IL GRANDE FREDDO
NELLA MAGGIORANZA ALEGGIA UN SENSO DI SOSPENSIONE
Un rumore di fondo avvolge il Palazzo, coi suoi conciliaboli informali, gli incontri per approfondire, una frenesia quasi da “pre-crisi” di governo. Al curioso sottosegretario del Sud andato a chiedere “che aria tira”, preoccupato per quel che potrà accadere, il ministro Provenzano, veloce di pensiero e di battuta ha risposto laconico: “Fa freddo”. Ed evidentemente non parlava del tempo, perchè dopo una pausa ha aggiunto: “La verità è che c’è un’aria di sospensione, magari il 9 lo svalichiamo però…”.
E c’è un motivo se anche quelli attorno a Zingaretti, con uguale disincanto, sussurrano, senza azzardare previsioni: “Nella prima Repubblica già saremmo stati alle consultazioni al Quirinale”. Perchè c’è il 9 dicembre, ennesimo D-day della politica italiana che vive di attese, col voto sul Mes, ma c’è anche il giorno dopo, con tutti i nodi ancora non sciolti e quello prima, e quello prima ancora, in cui si terrà il consiglio dei ministri sul Recovery. Pare che Conte proporrà una struttura più snella rispetto all’esercito dei trecento consulenti, ma al di là del numero il problema è capire è se il governo è ancora in grado di esprimere qualcosa in quadro sempre più “sfilacciato”.
Ecco, magari si “svalica”, perchè Mattarella ha fatto capire che non è disposto a tollerare un incidente che equivale, per rilevanza politica, a un voto di sfiducia, perchè è impensabile un pasticcio su un tema che investe la credibilità del paese, dopo mesi di trattative e di assicurazioni date ai partener europei.
Ed è impensabile ipotizzare che, inciampando sul Mes, lo stesso governo e la stessa maggioranza possano gestire il complesso dossier del Recovery, in un clima di sfiducia da parte di quelle cancellerie cui sono state date garanzie.
È per questo che il capo dello Stato ha fatto trapelare la parola “scioglimento”, in caso di incidente, minaccia estrema che storicamente il Quirinale utilizza per ricondurre a ragionevolezza un quadro impazzito, anche facendo leva sull’istinto di autoconservazione dei parlamentari.
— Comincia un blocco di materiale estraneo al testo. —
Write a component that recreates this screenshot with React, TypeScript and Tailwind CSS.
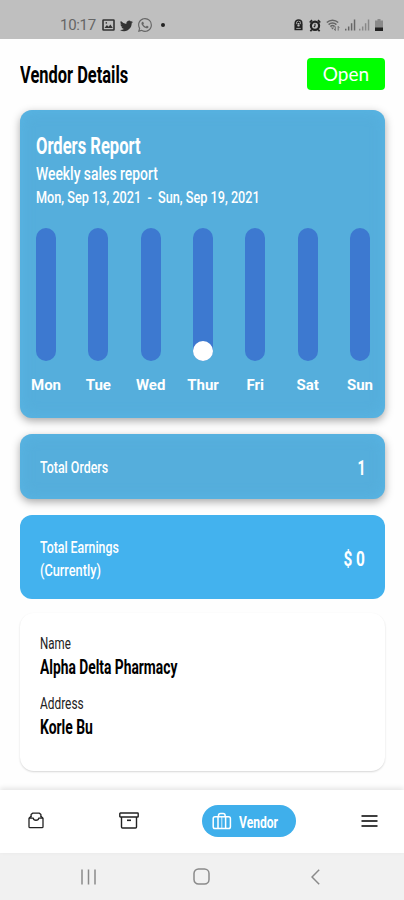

E un primo effetto l’ha sortito a leggere le parole di Beppe Grillo, che sostanzialmente rassicura sul no all’utilizzo della linea di credito sulla sanità per favorire un sì sulla riforma del trattato: “Il problema — spiegano ai piani alti del Pd — è come scrivi questo accrocco, perchè noi un no al Mes sanitario messo nero su bianco non lo reggiamo, e non si capisce se un rinvio basta a tenere la fronda dei Cinque Stelle”.
Cinque giorni in una votazione del genere sono un’eternità , anche per capire come col gioco d’Aula si può supplire alla politica, perchè “se escono alcuni dei cinque stelle e alcuni di Forza Italia si riesce a salvare capre e cavoli”.
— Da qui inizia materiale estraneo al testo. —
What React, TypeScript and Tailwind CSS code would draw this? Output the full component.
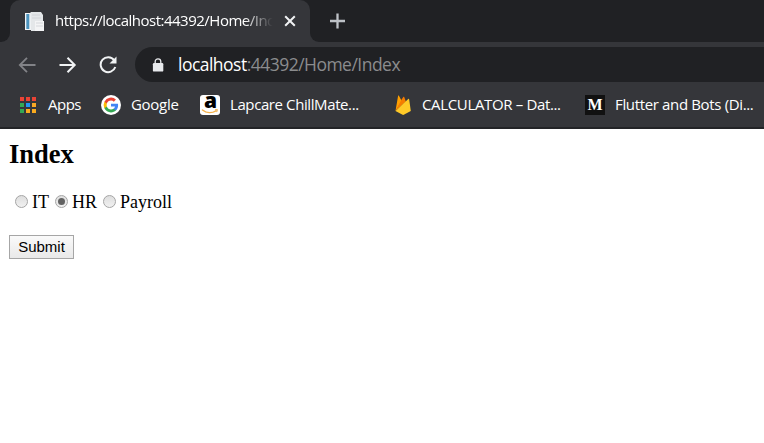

Però il problema resta. I famosi tavoli per discutere di programma diventati la fiera del nulla, le richieste del Pd sulla riforma elettorale lasciate cadere, la cabina di regia gestita in modo personalistico, il tema del rimpasto sprezzantemente derubricato a “vecchia politica”.
Più Conte si “arrocca”, più aumenta il malcontento: “Non ha capito — proseguono le stesse fonti — che non è una roba di poltrone ma di indirizzo politico”.
E se l’incidente, anzi l’Incidente, non è frutto di una trama perchè nessuno lo programma, può accadere che sia proprio figlio dell’incapacità di governare la complessità perchè se crei la palude ci sta che prima o poi spunta un coccodrillo.
È quel che pensano anche dentro i Cinque Stelle, dove parte del malessere sul Mes catalizza un’analoga voglia di rimpasto. E chi non lo vuole, come Stefano Buffagni è preoccupato perchè “è come se tutti aspettassero che accada qualcosa”.
Ecco, magari si “svalica”, perchè non si è mai vista una crisi in piena sessione di bilancio e in pieno picco dei morti, figuriamoci le elezioni anticipate, però quando il picco calerà , come è già evidente, molti si sentiranno liberi da questa sorta di vincolo esterno. Soprattutto chi non ha niente perdere.
Non a caso Goffredo Bettini va ripetendo ai suoi compagni di partito “occhio che stavolta Renzi va sul serio”, invitando a non sottovalutare ciò che il leader di Italia non ha detto pressochè a tutti. E cioè che “Conte o cambia squadra o cambia mestiere perchè se continua così stavolta si fa male”. E ci sta che, in quel momento, non sarà nemmeno additato come l’uomo nero che ha rotto il giocattolo. Perchè il giocattolo si sta rompendo da solo.